The text has no answers, and contrary to its title, it says very little about Germany’s new global role. Steinmeier can’t give answers, because Germany can’t. It does not know, it is not sure, it is overwhelmed, it feels uncomfortable.

A meek reference to the rules-based international order must suffice, as must a nod to Germany’s reliable European instincts, in the very last sentence. The rest is soul-searching—and soul-searching that has a tendency to smack of condescension, as when Steinmeier portrays Germany as the “reflective power,” as if others don’t do deep thinking.

There is almost more talk about the United States than about Germany, and the Iraq War looms large in the whole text. This obsession does not come as a surprise. Germany’s government, when the war started in 2003, had the right instinct. Many others, like me, were wrong. And even though German opposition to the invasion back then had nothing to do with strategy, it is now very convenient to bask in the glory of the moment when Germany’s moralistic view, for once, overlapped with what would have been strategic wisdom.

From that obsession with Iraq stems Steinmeier’s biggest mistake in the text. He reduces military engagement to intervention. But the problem with Germany’s restraint on military affairs has very little these days to do with its reluctance to deploy to the far corners of the planet. It has a lot more to do with Germany’s role in reassurance and deterrence on NATO territory.
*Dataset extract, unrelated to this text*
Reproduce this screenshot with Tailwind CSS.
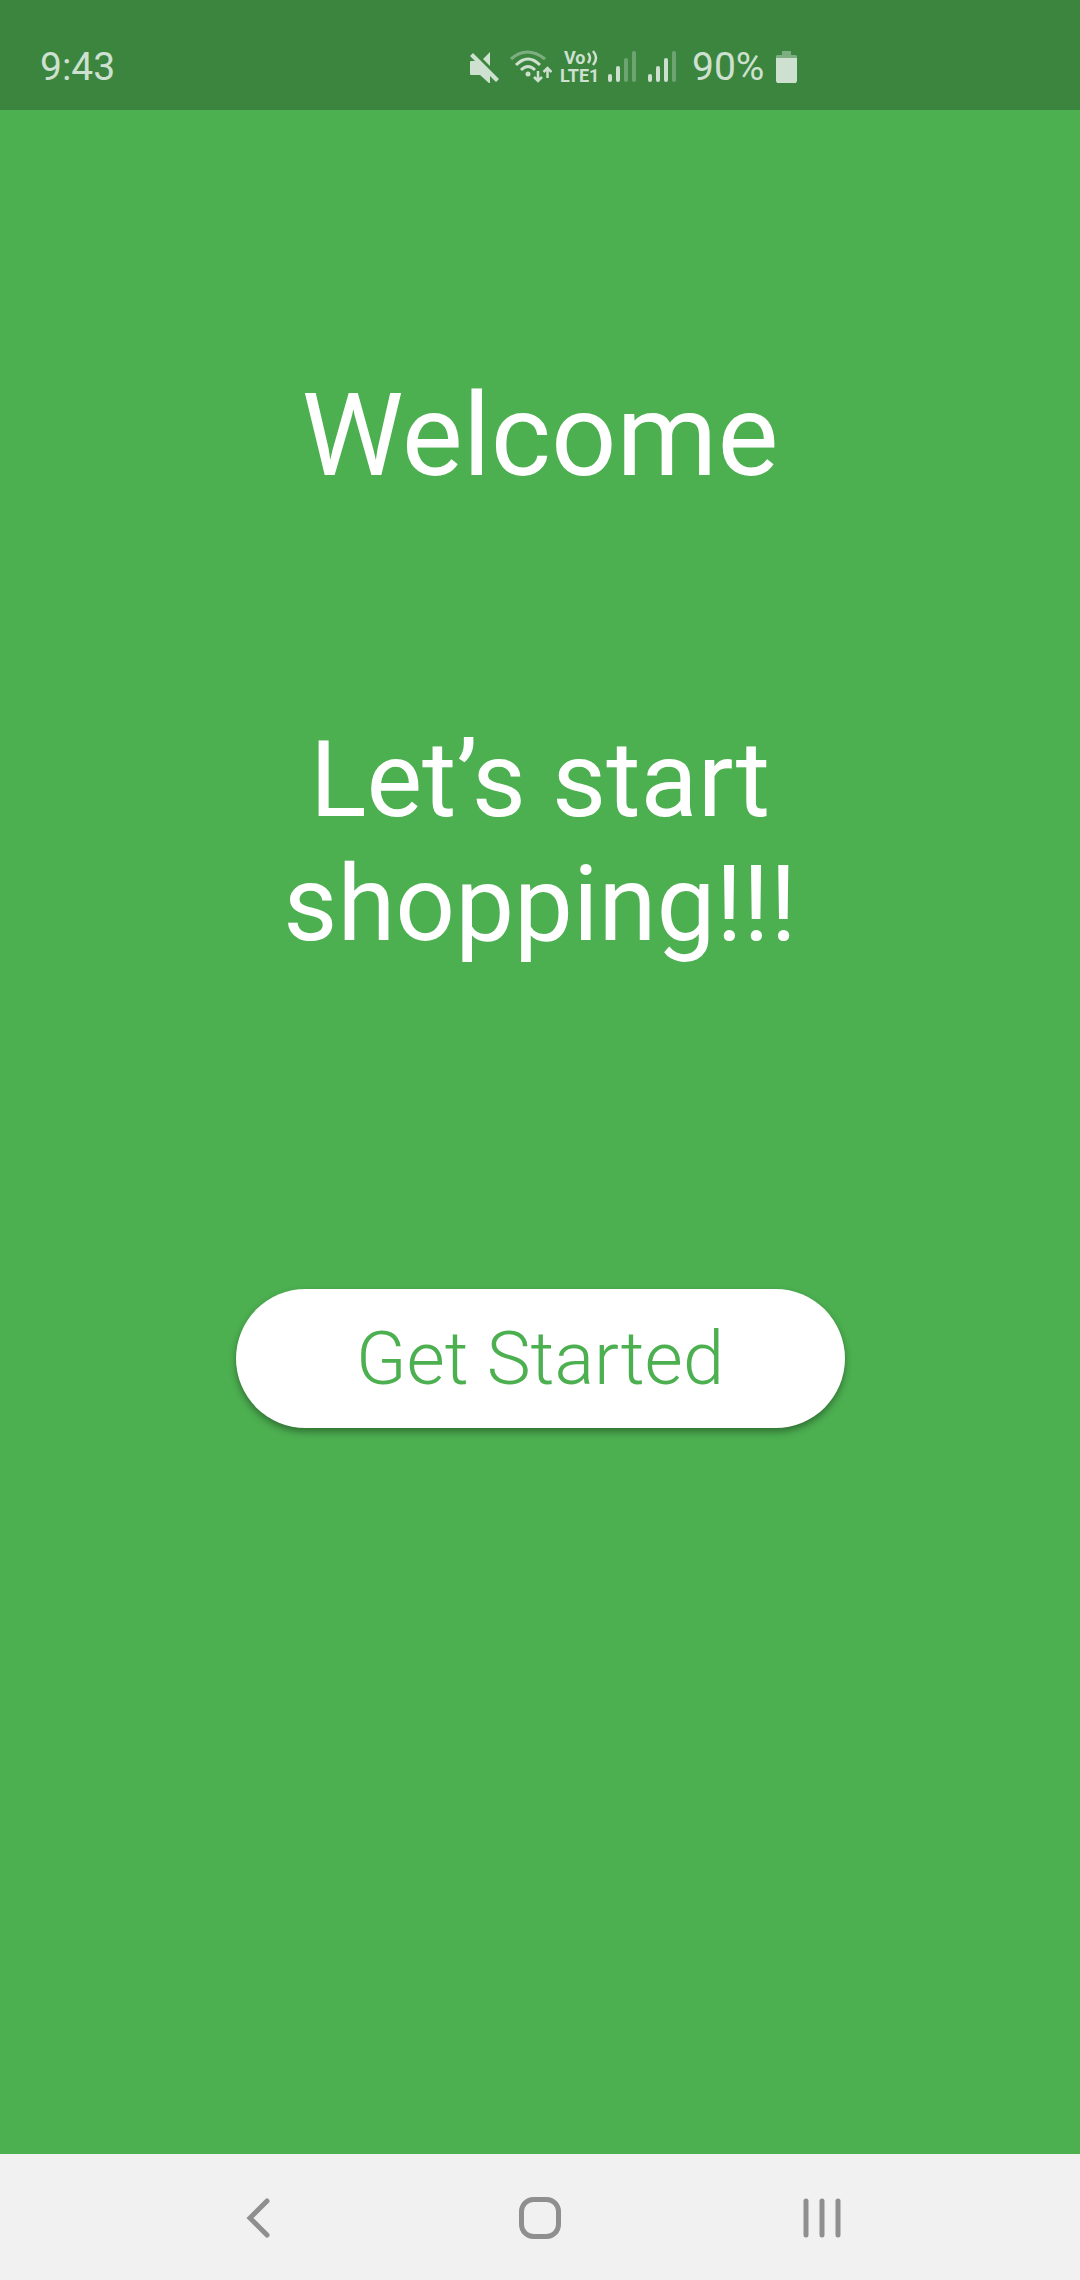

Germany’s military continues to be starkly underfunded, despite a slight increase in spending. Germany forces NATO to call an alliance exercise a Polish exercise because it fears that Russia could be provoked, when in reality the provocations are Russian. Steinmeier equates the very moderate response to Russia’s continued intrusions and aggressions on NATO’s Eastern flank with “saber rattling and war mongering,” sending shock waves through NATO (and the German Chancellery, too). He embraces a version of Ostpolitik that never mentions the fact that Germany’s previous Eastern détente was built on massive military strength, not just good intentions. No wonder Germany’s reliability as an ally is questioned.
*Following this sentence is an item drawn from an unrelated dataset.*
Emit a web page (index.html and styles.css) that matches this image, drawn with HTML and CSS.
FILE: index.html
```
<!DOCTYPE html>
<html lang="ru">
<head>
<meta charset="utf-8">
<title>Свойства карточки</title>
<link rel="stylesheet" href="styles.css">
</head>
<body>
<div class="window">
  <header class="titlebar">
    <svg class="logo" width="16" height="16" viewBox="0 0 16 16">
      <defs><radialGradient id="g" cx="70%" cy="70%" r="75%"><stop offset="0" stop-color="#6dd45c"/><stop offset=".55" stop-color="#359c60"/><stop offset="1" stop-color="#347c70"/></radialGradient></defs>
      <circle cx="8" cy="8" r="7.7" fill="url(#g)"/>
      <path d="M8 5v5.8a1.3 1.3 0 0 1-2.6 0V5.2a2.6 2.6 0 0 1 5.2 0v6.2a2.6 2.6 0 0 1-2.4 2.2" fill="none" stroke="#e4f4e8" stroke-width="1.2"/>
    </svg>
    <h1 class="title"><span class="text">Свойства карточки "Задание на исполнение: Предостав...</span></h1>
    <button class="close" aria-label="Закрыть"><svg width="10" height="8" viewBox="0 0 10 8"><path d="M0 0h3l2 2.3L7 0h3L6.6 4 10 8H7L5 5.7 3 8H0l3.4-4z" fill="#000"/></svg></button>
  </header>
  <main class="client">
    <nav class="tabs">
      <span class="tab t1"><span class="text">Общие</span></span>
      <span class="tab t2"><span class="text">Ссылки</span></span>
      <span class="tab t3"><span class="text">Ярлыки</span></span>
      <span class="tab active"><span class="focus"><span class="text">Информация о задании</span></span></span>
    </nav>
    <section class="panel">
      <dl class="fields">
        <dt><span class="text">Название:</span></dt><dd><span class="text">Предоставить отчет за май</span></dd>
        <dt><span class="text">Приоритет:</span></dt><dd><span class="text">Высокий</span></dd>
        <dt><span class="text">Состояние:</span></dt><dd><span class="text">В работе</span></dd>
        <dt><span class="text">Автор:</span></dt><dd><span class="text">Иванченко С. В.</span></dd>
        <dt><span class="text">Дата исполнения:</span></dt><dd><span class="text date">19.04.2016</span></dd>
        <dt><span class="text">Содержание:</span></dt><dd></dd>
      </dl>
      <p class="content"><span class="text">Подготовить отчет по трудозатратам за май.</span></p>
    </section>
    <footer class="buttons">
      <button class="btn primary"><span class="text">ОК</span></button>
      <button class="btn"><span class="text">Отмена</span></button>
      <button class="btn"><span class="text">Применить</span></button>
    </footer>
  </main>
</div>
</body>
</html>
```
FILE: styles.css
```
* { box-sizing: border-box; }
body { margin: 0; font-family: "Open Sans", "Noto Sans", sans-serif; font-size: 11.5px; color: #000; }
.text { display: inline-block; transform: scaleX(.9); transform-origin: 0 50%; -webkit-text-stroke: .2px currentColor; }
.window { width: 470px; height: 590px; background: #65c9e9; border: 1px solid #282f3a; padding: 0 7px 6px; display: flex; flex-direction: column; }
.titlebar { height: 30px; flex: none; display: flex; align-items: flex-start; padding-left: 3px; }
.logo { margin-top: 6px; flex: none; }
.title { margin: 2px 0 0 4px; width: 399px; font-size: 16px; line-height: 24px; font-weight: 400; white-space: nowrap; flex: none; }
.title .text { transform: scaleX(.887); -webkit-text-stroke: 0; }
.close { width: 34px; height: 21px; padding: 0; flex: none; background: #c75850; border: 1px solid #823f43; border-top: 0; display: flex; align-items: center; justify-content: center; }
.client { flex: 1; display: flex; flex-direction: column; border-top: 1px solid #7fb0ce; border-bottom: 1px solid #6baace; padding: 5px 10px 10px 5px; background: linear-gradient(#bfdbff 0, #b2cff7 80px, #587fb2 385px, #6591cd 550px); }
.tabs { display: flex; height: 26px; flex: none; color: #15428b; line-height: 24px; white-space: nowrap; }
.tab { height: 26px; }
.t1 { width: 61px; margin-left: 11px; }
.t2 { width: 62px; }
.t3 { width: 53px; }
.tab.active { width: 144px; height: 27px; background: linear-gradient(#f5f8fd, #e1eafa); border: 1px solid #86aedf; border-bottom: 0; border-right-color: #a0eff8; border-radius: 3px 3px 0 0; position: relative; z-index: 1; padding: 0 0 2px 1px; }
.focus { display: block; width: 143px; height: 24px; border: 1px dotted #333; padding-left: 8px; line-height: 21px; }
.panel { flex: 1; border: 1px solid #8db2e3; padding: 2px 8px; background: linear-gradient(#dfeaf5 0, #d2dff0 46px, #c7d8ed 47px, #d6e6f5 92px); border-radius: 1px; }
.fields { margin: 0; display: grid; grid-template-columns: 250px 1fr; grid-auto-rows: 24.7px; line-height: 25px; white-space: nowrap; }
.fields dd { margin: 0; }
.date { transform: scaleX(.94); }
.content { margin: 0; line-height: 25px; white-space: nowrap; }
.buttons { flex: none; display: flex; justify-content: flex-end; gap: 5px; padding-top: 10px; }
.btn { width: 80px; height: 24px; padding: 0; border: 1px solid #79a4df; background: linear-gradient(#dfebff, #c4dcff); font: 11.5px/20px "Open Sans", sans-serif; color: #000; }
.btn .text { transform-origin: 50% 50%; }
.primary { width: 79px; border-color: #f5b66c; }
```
Germany’s attitude toward the use of force remains the litmus test of its foreign policy maturity, no matter how tired the Berlin elites are of hearing this argument. In the end, Steinmeier’s efforts only highlight the size of the problem. His tragedy is that he wants the right thing but avoids calling a spade a spade. But truth avoidance will neither heal the wounds nor produce good policy. It never helps the patient in therapy. Most importantly, it won’t keep Europe and Germany safe at a time when that security is more brittle than at any moment in the last quarter century.